Чем определялись эти симпатии Мандельштама к троцкизму? Не тем, что он был противником построения социализма в одной стране или сторонником каких-то радикальных революционных преобразований, предлагаемых Троцким. А, мне кажется, эти симпатии не только у него, но и у многих среди советской интеллигенции, определялись тем, что картина борьбы партии с оппозицией представляла собой, если посмотреть эти стенограммы, печатавшиеся в «Правде», уничтожение просто того или иного «интеллигентного» человека. В кавычках не в том смысле, что не интеллигентного, а как типаж. Уничтожение некоего интеллигентного партийца сбродом какой-то, как сейчас бы выразились, просто гопоты. То есть это буквально, это потрясающие диалоги, когда Троцкий пытается говорить, в него швыряют чернильницами, кидают книги, раздаются какие-то совершенно хамские, подзаборные возгласы. И он пытается через этот шабаш высказывать какие-то идеи, в чем-то убеждать. Это очень яркое впечатление. И Видгоф показывает, что многие из мандельштамовских характеристик просто восходят к этим газетным дискуссиям конца 20-х. На мой взгляд, это хорошая, правильная идея.
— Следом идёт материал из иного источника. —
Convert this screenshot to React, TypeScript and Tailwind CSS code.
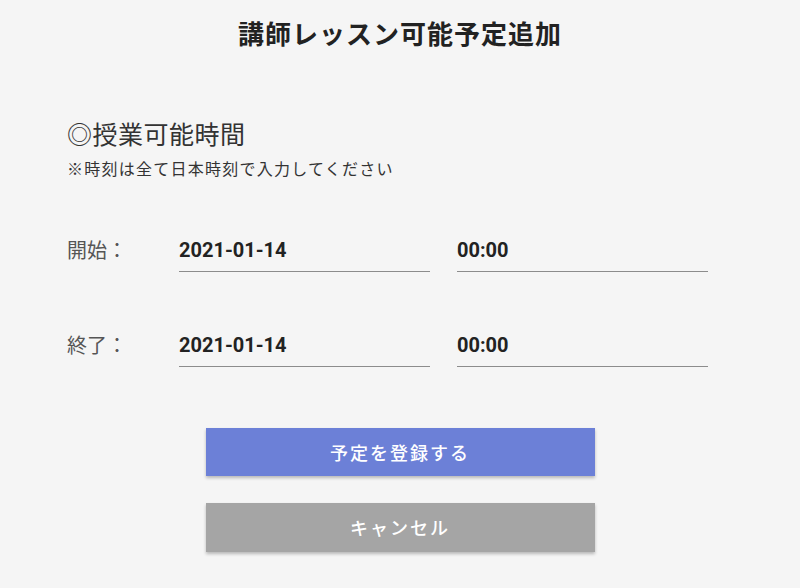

Ронен в свое время, когда реконструировал политический контекст появления этого текста, возводил его к программе — антисталинской тоже, не антисоветской — Мартемьяна Рютина (такой коммунист не первого, но второго ряда, занимавший довольно крупные посты), который в 1932 году весной-летом написал большой антисталинский трактат и короткое воззвание к членам партии. Этот трактат, как и стихотворение Мандельштама, отличался очень резкой персональной антисталинской направленностью, за что Рютин и пострадал, на самом деле, по мнению того же Бухарина, который потом в 1936 году в Париже рассказывал Николаевскому все эти истории и особо подчеркивал, что печальную участь Рютина определила именно резкая личная направленность против Сталина его трактата.

Ронен прямо не формулирует предположение о том, что Мандельштам мог знать этот трактат, и, на мой взгляд, это маловероятно. Это большая рукопись, там 150 машинописных страниц, и она имела небольшое хождение, среди немногих членов партии. Но для понимания политического контекста это важно. Потому что этот момент, 1932-1933 год — это период, когда казалось, что позиции Сталина не так прочны, что есть не только большое антисоветское крестьянское большинство, которое противостоит коллективизации, но и рабочее, которое живет в нищенских условиях, и среди партии появляется большое количество людей, партийцев, недовольных радикальной сталинской политикой. И, собственно, возникновение платформы Рютина — отсюда. В этом смысле Мандельштам откликается на довольно массовые настроения. И у меня вопрос в связи с этим к коллегам: а как вы понимаете первую строчку стихотворения, «Мы живем, под собою не чуя страны»? Здесь может быть, на мой взгляд, две интерпретации. Одна — та, которой я придерживался всю жизнь, не задумываясь особенно: что мы живем, не слыша, не понимая свою страну, не чувствуя ее настроений, такой маленький кружок каких-то отщепенцев, речи которых не слышны, которые загнаны в подполье и которые обсуждают Сталина при первой возможности. Но недавно я подумал, что это вступает в противоречие именно с контекстом антисталинского если не большинства, то уж точно не меньшинства, которое ощущается Мандельштамом в 1932-1933 году. И, возможно, это «не чуя» восходит к формульному языковому употреблению, как например «не чуя ног», то есть «не чуя страны» — это может быть, парадоксальным образом, «мы живем усталые, загнанные, голодные», в этом смысле. Что вся страна находится в таком положении. Наоборот, это не противопоставление автора и близких ему как какого-то условно говоря антинародного кружка, а наоборот это «мы» становится народным, что «мы все тут в СССР живем в таком плачевном состоянии, наши речи не слышны за десять шагов — не только наши-интеллигентские, но и ГПУ терроризирует всю страну, и мы не можем высказаться свободно никто. Обсуждаем Сталина не только в московских квартирах, но и в голодных деревнях».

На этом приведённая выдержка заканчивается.